Many, many, years ago, when I was a 747-100 F/E, my company got a great deal on some engine washing solvent. Apparently, this solvent corroded something in the fire loop circuitry on the 747. On the engineers panel, there were two fire/overheat temp gauges for each engine. Zero, green, would indicate a stopped engine. Normal indications were two to three for a normal engine. A ten would set off the fire alarm. If one of the fire loops became inop, the checklist called for cutting that loop out of the warning circuit. At the time, this was not that unusual a circumstance. Then the other loop was relied upon to provide fire warning.

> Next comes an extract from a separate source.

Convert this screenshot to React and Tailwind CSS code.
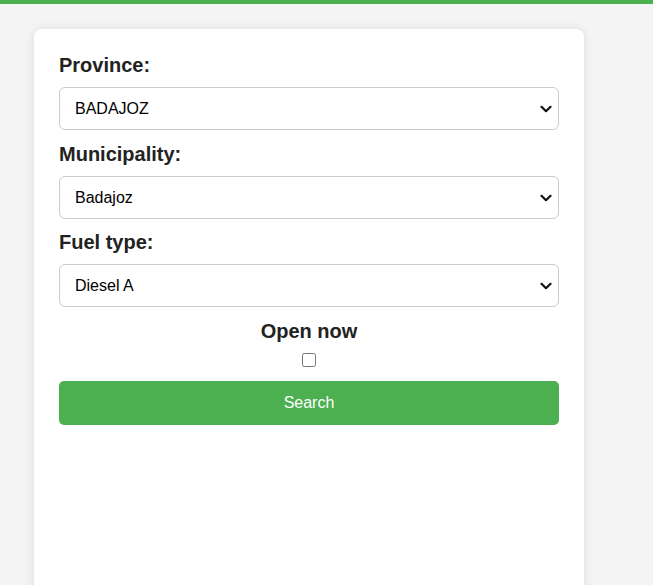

On this particular day, the aircraft arrived in Taiwan with a writeup on the # 4 engine A loop. It had been signed off normally. Looking back for the last week in the logbook (paper, at that time), There had been four writeups of a single fire loop (loop A or B) in the last five days (same engine). We discussed the matter as a crew, Including how to respond to a "twitchy" temp indicator. Sure enough, about five hours into the flight, The B loop on the #4 engine started giving funky readings, while the A loop, which had been written up by the previous crew, remained steady. The temp indicator actually started bouncing between zero and max, setting off the fire alarm disagree light each time. Ran the checklist, cutting out the B loop. We discussed what we would do if the A loop, which had numerous previous writeups, decided to indicate a fire. We agreed that if the next loop indicated a fire, that we would shut down the engine (light weight, daylight, good weather). Then, another fire loop on #2 engine also failed, indicating a fire. Same checklist, same actions, now decided to NOT shutdown an engine without additional confirmatory evidence of a fire.

On descent, all fire loop temperature indications, indicated a rise, which was normal for this airplane, but the indications usually stabilized at 4 or 5. The A loop on number 4 engine (which had been written up by the previous crew) continued a slow rise. I advised the Captain, and told him that I was morally certain that we were going to have a false fire warning before landing; but that of course I could not be absolutely certain that the warning would be false. We got the fire warning bell at 500', and the Captain elected to not do anything about the warning. The warning bell turned out to be intermittent, sounding for about three seconds every ten seconds. The Captain elected to shut down the engine after clearing the runway, but the temp indicator continued to bounce from the bottom to the top of the gauge, setting off the warning bell every ten seconds on taxi in.

Maintenance could find no evidence of a fire or overheat. As long as A/C power remained on the aircraft, the fire warning continued to sound intermittently until the mechanic pulled some plugs.